Ancak Frey’in elinde farklı veriler var. Ona göre istatistiksel olarak en başarılı satıcı, yaptığı listelerin %86’sını satmış; bu da no-show (gelmeyen müşteri) oranının %14’ten az olduğunu gösteriyor. Sektör ortalaması ise %30’a daha yakın.
Buna rağmen, Ulusal Restoran Derneği, en büyük iki rezervasyon platformu olan Resy ve OpenTable ile birlikte, eyalet hükümetlerine “rezervasyon korsanlığı”nı yasaklatmak için lobi yapıyor. Büyük başarı elde ettiler: Geçen yıl New York Appointment Trader’ı yasakladı; bu yıl Florida ve Louisiana da aynı adımı attı ve başka eyaletler de sırada. Bu yaz yürürlüğe girecek olan yasalar, restoran onayı olmadan yapılan rezervasyon ticaretini yasaklıyor.
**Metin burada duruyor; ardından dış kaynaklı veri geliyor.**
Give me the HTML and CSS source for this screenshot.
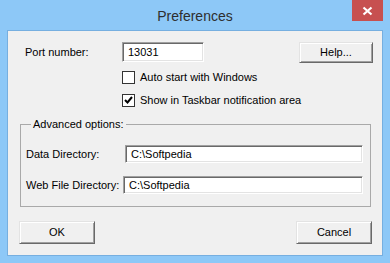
FILE: index.html
```html
<!DOCTYPE html>
<html>
<head>
<meta charset="utf-8">
<link rel="stylesheet" href="styles.css">
</head>
<body>
<div class="window">
  <div class="titlebar">
    <div class="title">Preferences</div>
    <div class="close">
      <svg width="31" height="21" viewBox="0 0 31 21"><path d="M11.5 7.5 L19.5 14.5 M19.5 7.5 L11.5 14.5" stroke="#fff" stroke-width="2.2" fill="none"/></svg>
    </div>
  </div>
  <div class="client">
    <div class="row-port">
      <span class="lbl lbl-port">Port number:</span>
      <div class="edit edit-port">13031</div>
      <div class="btn btn-help">Help...</div>
    </div>
    <div class="check-row first">
      <span class="box"></span><span class="check-text">Auto start with Windows</span>
    </div>
    <div class="check-row second">
      <span class="box"><svg width="11" height="11" viewBox="0 0 11 11"><path d="M2 5 L4.5 7.5 L9 2" stroke="#000" stroke-width="2" fill="none"/></svg></span><span class="check-text">Show in Taskbar notification area</span>
    </div>
    <fieldset class="group">
      <legend>Advanced options:</legend>
      <div class="dir-row">
        <span class="lbl lbl-data">Data Directory:</span>
        <div class="edit edit-dir">C:\Softpedia</div>
      </div>
      <div class="dir-row gap">
        <span class="lbl lbl-web">Web File Directory:</span>
        <div class="edit edit-dir">C:\Softpedia</div>
      </div>
    </fieldset>
    <div class="buttons">
      <div class="btn btn-main">OK</div>
      <div class="btn btn-main">Cancel</div>
    </div>
  </div>
</div>
</body>
</html>
```

FILE: styles.css
```css
* { box-sizing: border-box; }
html, body { margin: 0; padding: 0; }
body {
  width: 390px;
  height: 263px;
  overflow: hidden;
  font-family: "Liberation Sans", Arial, sans-serif;
  font-size: 11px;
  color: #000;
}
.window {
  width: 390px;
  height: 263px;
  background: #8dc8f7;
}
.titlebar {
  height: 30px;
  display: grid;
  grid-template-columns: 1fr auto 1fr;
  align-items: start;
}
.title {
  grid-column: 2;
  font-size: 14px;
  line-height: 16px;
  padding-top: 8px;
  color: #2e2e2e;
}
.close {
  grid-column: 3;
  justify-self: end;
  margin-right: 7px;
  width: 31px;
  height: 21px;
  background: #c75050;
}
.close svg { display: block; }
.client {
  margin: 0 7px;
  height: 226px;
  border: 1px solid #76afe0;
  background: #f0f0f0;
  padding-top: 11px;
}
.row-port {
  display: flex;
  align-items: flex-start;
  padding-left: 17px;
  padding-right: 9px;
}
.lbl {
  line-height: 20px;
  white-space: nowrap;
}
.lbl-port { width: 97px; }
.edit {
  background: #fff;
  border: 1px solid;
  border-color: #a0a0a0 #ffffff #ffffff #a0a0a0;
  box-shadow: inset 1px 1px 0 #696969, inset -1px -1px 0 #e3e3e3;
  padding-left: 5px;
  white-space: nowrap;
}
.edit-port {
  width: 82px;
  height: 20px;
  line-height: 18px;
}
.btn {
  background: #f0f0f0;
  border: 1px solid;
  border-color: #e3e3e3 #696969 #696969 #e3e3e3;
  box-shadow: inset 1px 1px 0 #ffffff, inset -1px -1px 0 #a0a0a0;
  text-align: center;
}
.btn-help {
  margin-left: auto;
  width: 74px;
  height: 21px;
  line-height: 19px;
}
.check-row {
  display: flex;
  align-items: center;
  padding-left: 114px;
  height: 13px;
}
.check-row.first { margin-top: 8px; }
.check-row.second { margin-top: 10px; }
.box {
  width: 13px;
  height: 13px;
  background: #fff;
  border: 1px solid #333;
  display: flex;
  align-items: center;
  justify-content: center;
}
.box svg { display: block; }
.check-text {
  margin-left: 5px;
  line-height: 13px;
}
.group {
  margin: 11px 11px 0 12px;
  padding: 14px 7px 12px 5px;
  border: 1px solid #a9a9a9;
  min-width: 0;
}
.group legend {
  margin-left: 5px;
  padding: 0 2px;
  line-height: 13px;
}
.dir-row {
  display: flex;
  align-items: center;
  height: 18px;
}
.dir-row.gap { margin-top: 13px; }
.lbl-data { width: 99px; line-height: 18px; }
.lbl-web { width: 97px; line-height: 18px; }
.edit-dir {
  flex: 1;
  height: 18px;
  line-height: 16px;
}
.buttons {
  display: flex;
  justify-content: space-between;
  margin-top: 14px;
  padding: 0 10px 0 11px;
}
.btn-main {
  width: 76px;
  height: 23px;
  line-height: 21px;
}
```
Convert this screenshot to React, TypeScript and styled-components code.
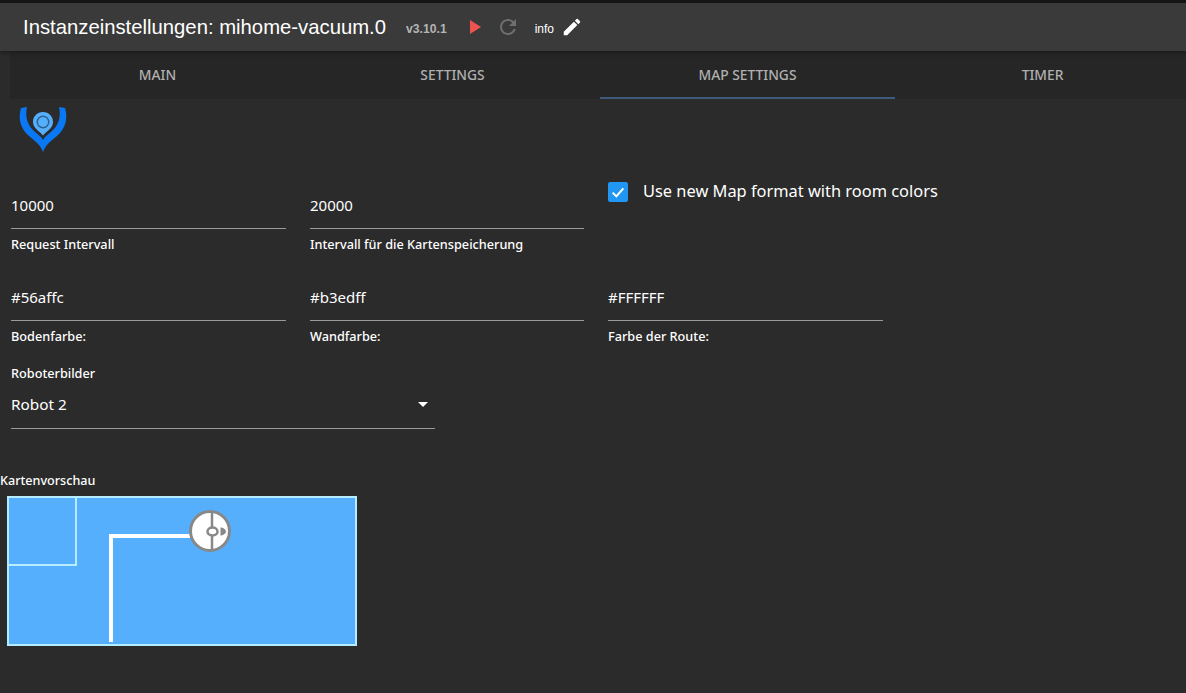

Lobiciler şimdi de SEAT Yasası adı verilen bir federal yasa tasarısını geçirmeye çalışıyor; bu yasa, Appointment Trader’ı tümden Amerika’dan çıkaracak.
Miami’nin en trend öğle yemeği mekânlarından biri olan Mandolin’deki bir yemekte konuşan Frey, Amerikan pazarını kaybetmenin “lanet gibi acı verdiğini” söylüyor, ancak “kavga edecek kadar büyük olmadığını” da kabul ediyor. Şimdi Avrupa’ya odaklanmayı planlıyor ve siteye Hollandaca, Fransızca ve İspanyolca restoran arama seçeneği ekledi.
Frey’in en büyük hayal kırıklığı ise mevcut rezervasyon sisteminin verimsizliği. Ona göre Appointment Trader, “lüksü demokratikleştirdi”; yani sitesine girip ödeme yapmaya hazır olan herkes, dünyanın en havalı restoranlarında masa bulabiliyor. Özellikle gençler bu fikri çok sevmiş: Kullanıcıların çoğu 35 yaşın altında. Restoran sahipleri ve yasa koyucular, bir ekonomi kitabı okumalı. Appointment Trader yalnızca trend restoranlarda bir masanın gerçek piyasa değerini yansıtıyor. Prix fixe (sabit fiyat) menüler için geçerli olabilir ama piyasalar için değil.